The Cobar Basin, where Hera sits, formed during the Silurian and Devonian periods, long before dinosaurs, long before mammals, long before trees even became common. Back then, eastern Australia was a collage of volcanic arcs, shallow seas, rift basins, and giant fault systems grinding past each other. Sediments poured into deep water, forming thick stacks of sandstone, siltstone, and mudstone. Over time, these layers were buried and folded and uplifted—nothing unusual for a landscape shaped by shifting tectonic plates.
The northern part of the basin eventually became famous for its metal deposits. These northern deposits, like CSA and Peak, are classic “Cobar-style” lodes. They formed when warm, mineral-laden fluids moved up major faults during periods of tectonic activity. These fluids left behind veins and pipes of metal-rich rock—gold, copper, lead, zinc, silver. That’s the standard model. That’s how the basin was “supposed” to behave.
And for decades, everyone assumed that this model applied everywhere in the basin.
Then the drills at Hera hit something no one expected.
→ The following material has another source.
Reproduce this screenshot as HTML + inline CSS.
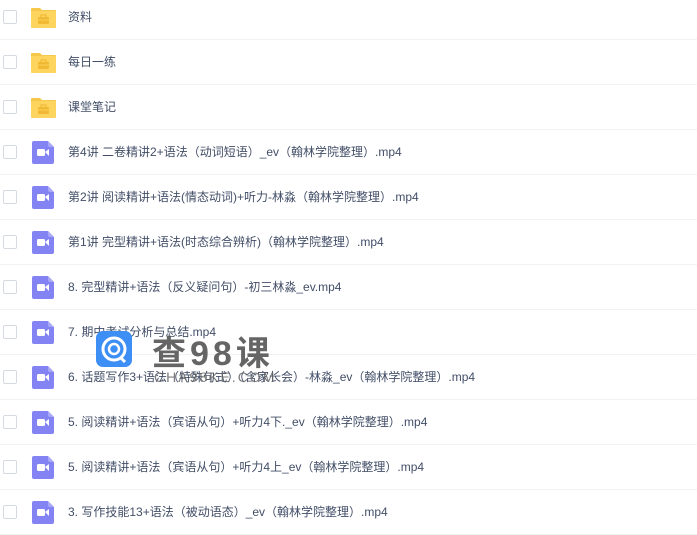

*Image depicts CSA, Peak and Hera mines (From North to South)
The rocks showed signs of intense heating—far more than the gentle warming that the northern deposits experienced. Instead of the mild greenschist-level temperatures you see at Peak or CSA, the rocks at Hera had been pushed into hornfels territory. Hornfels is a type of rock that forms when the surrounding rock is cooked—literally baked—by the heat of molten magma sitting nearby.
This isn’t “warm bathwater” geology. This is “stove-top burner” geology.
The strange thing is that no one ever found the magma. No granite. No volcanic pipes. No intrusive body poking through the layers. Nothing. It was like someone had fired a heat gun into the Earth and then cleaned away the gun itself, leaving only the roasted rocks behind.
But that heat left a very distinctive mark.
Wherever the hot fluids moved, they reacted with the surrounding rocks. Normally, you need limestone or marble for a proper skarn to form—rocks rich in carbonate minerals. Hera didn’t have much of that. The host rocks were mostly sandstones and siltstones deposited in deep water. But sprinkled through these sediments were occasional thin beds or clasts containing carbonate minerals. Even though these carbonate bits were few and far between, they were just enough.
When the boiling-hot fluids from the hidden intrusion hit these carbonates, the chemical reaction was immediate and dramatic. The carbonates dissolved. New minerals formed in their place. The entire chemistry of the rock changed. It was like watching a recipe transform mid-cooking—the flour becomes cake batter, the cake batter becomes a sponge, the sponge rises into something entirely new.
This transformation created what geologists call a “skarn.”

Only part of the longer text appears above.